KU Writing Center Writing Fellows

First started in the 1970s and 80s, writing fellows programs are an increasingly common way to provide writing support. KU’s Writing Fellows program was first piloted in 2012 and then established as the KU Core Writing Fellows Program in 2015. Since its pilot year, writing fellows have worked with courses in the humanities, social sciences, and sciences. To expand offerings, the Writing Fellows program is now open to courses outside of the KU Core.

Deadline: We are currently accepting applications for the Spring 2019 semester on a rolling basis, with review beginning on November 26, 2018.

Undergraduate Writing Fellows

Writing Fellows (WFs) are undergraduate students who are trained as peer writing consultants and who are paired with a specific course for the entire semester. They collaborate with faculty and serve as facilitators of learning, largely in part by providing constructive critique of student writing, but also through in-class workshops and facilitated peer review sessions.
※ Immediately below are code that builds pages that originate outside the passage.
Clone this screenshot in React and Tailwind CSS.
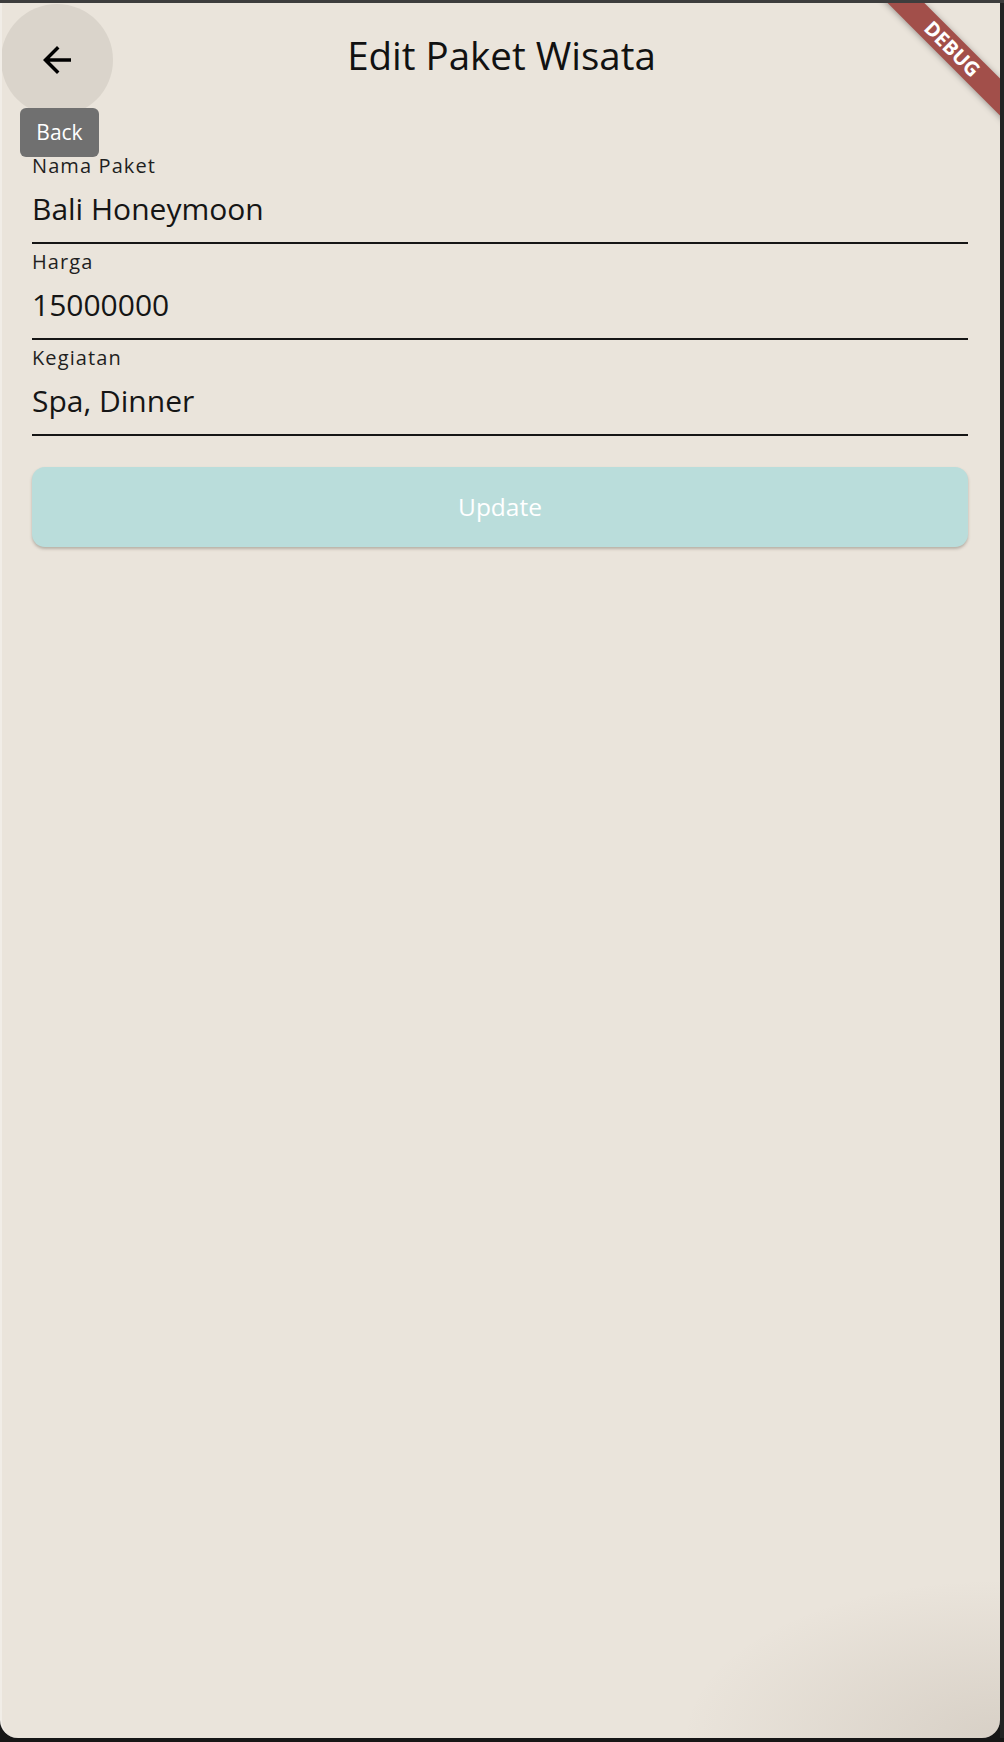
import React from 'react';

const fields = [
  { label: 'Nama Paket', value: 'Bali Honeymoon' },
  { label: 'Harga', value: '15000000' },
  { label: 'Kegiatan', value: 'Spa, Dinner' },
];

const ArrowBack = () => (
  <svg className="w-[42px] h-[42px]" viewBox="0 0 24 24" fill="currentColor">
    <path d="M20 11H7.83l5.59-5.59L12 4l-8 8 8 8 1.41-1.41L7.83 13H20v-2z" />
  </svg>
);

export default function App() {
  return (
    <div className="w-[1004px] h-[1742px] bg-[#161616] flex flex-col" style={{ fontFamily: '"Open Sans", "Noto Sans", sans-serif' }}>
      <div className="h-[3px] bg-[#3d3d3d]" />
      <div className="flex">
        <div className="relative w-[1000px] h-[1735px] bg-[#eae4db] rounded-b-[18px] overflow-hidden border-l-2 border-[#f1ede7]">
          {/* app bar */}
          <div className="flex items-center h-[104px]">
            <button className="w-[112px] h-[112px] mt-[10px] -ml-[1px] rounded-full bg-[#dad4cb] flex items-center justify-center text-black shrink-0">
              <ArrowBack />
            </button>
            <h1 className="flex-1 text-center text-[38.5px] leading-[38px] text-[#111] pr-[110px]">Edit Paket Wisata</h1>
          </div>

          {/* tooltip */}
          <div className="absolute left-[18px] top-[105px] w-[79px] h-[49px] rounded-[6px] bg-[#707070] text-white text-[21px] flex items-center justify-center">
            Back
          </div>

          {/* form */}
          <div className="flex flex-col gap-[6px] pl-[30px] pr-[32px] pt-[47px]">
            {fields.map((f) => (
              <div key={f.label} className="border-b-2 border-[#151515] pb-[13px]">
                <div className="text-[20px] leading-[24px] text-[#1f1f1f] tracking-[1.1px]">{f.label}</div>
                <div className="mt-[11px] text-[30px] leading-[40px] text-[#151515]">{f.value}</div>
              </div>
            ))}
            <button className="mt-[25px] h-[80px] rounded-[13px] bg-[#badddb] text-white text-[24.5px] shadow-[0_2px_3px_rgba(90,80,70,0.35)]">
              Update
            </button>
          </div>

          {/* debug banner */}
          <div className="absolute left-[840px] top-[33px] w-[220px] h-[26px] rotate-45 bg-[#a24f4a] shadow-[0_1px_6px_rgba(0,0,0,0.35)] flex items-center justify-center">
            <span className="text-white text-[20px] font-bold leading-none">DEBUG</span>
          </div>

          {/* window shade */}
          <div className="absolute right-0 bottom-0 w-[320px] h-[160px] bg-[radial-gradient(ellipse_at_bottom_right,rgba(120,105,90,0.16),rgba(120,105,90,0)_70%)]" />
        </div>
        <div className="w-[4px] bg-[#232323]" />
      </div>
    </div>
  );
}
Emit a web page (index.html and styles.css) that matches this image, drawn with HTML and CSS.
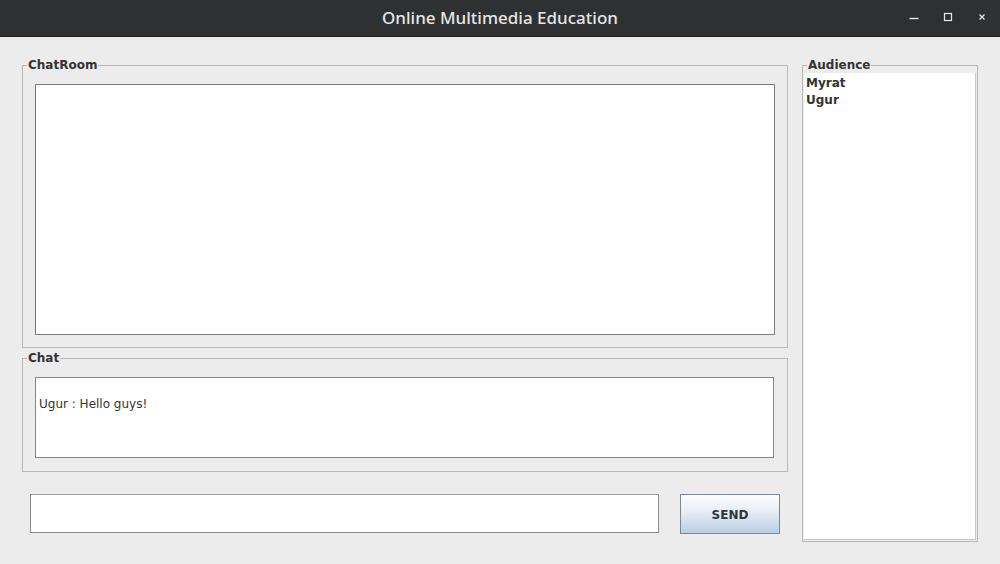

WFs neither teach content nor assign grades—they are not teaching assistants. Instead, they promote writing in the classroom, collaborating with faculty and helping students better understand writing assignments, brainstorm content, and revise drafts to successfully present their thoughts and ideas.

To apply to have a WF in your course, you must be teaching a 16-week course where you plan to assign two major writing assignments or a scaffolded semester-long project. You should be willing to work collaboratively with your WF and the KUWC Assistant Director and adhere to the assignment schedule agreed upon at the beginning of the semester. Courses involving discussion sections and teaching assistants cannot be considered.

For more information about the program before you apply, please contact Kara Kynion.

Apply

Edwards Graduate Writing Fellows

Writing Fellows (WFs) are graduate students, trained as writing consultants, who are requested to work in specific classrooms each semester. Fellows may offer one-on-one consultations with students to discuss their drafts, provide email feedback on written drafts, or facilitate workshops on writing topics in class. WFs neither teach content nor assign grades—they are not teaching assistants. Rather, their role is to constructively critique student writing. WFs help students better understand writing assignments, brainstorm content, and revise drafts to successfully present their thoughts and ideas.

To apply for a Graduate Writing Fellow in your classroom, you must be teaching a 16-week course on the Edwards campus and plan to assign two major writing assignments or one scaffolded semester-long project. You should be willing to work collaboratively with your Writing Fellow and adhere to the assignment schedule agreed upon at the beginning of the semester. Courses may be face-to-face, blended, or online. Courses involving discussion sections cannot be considered.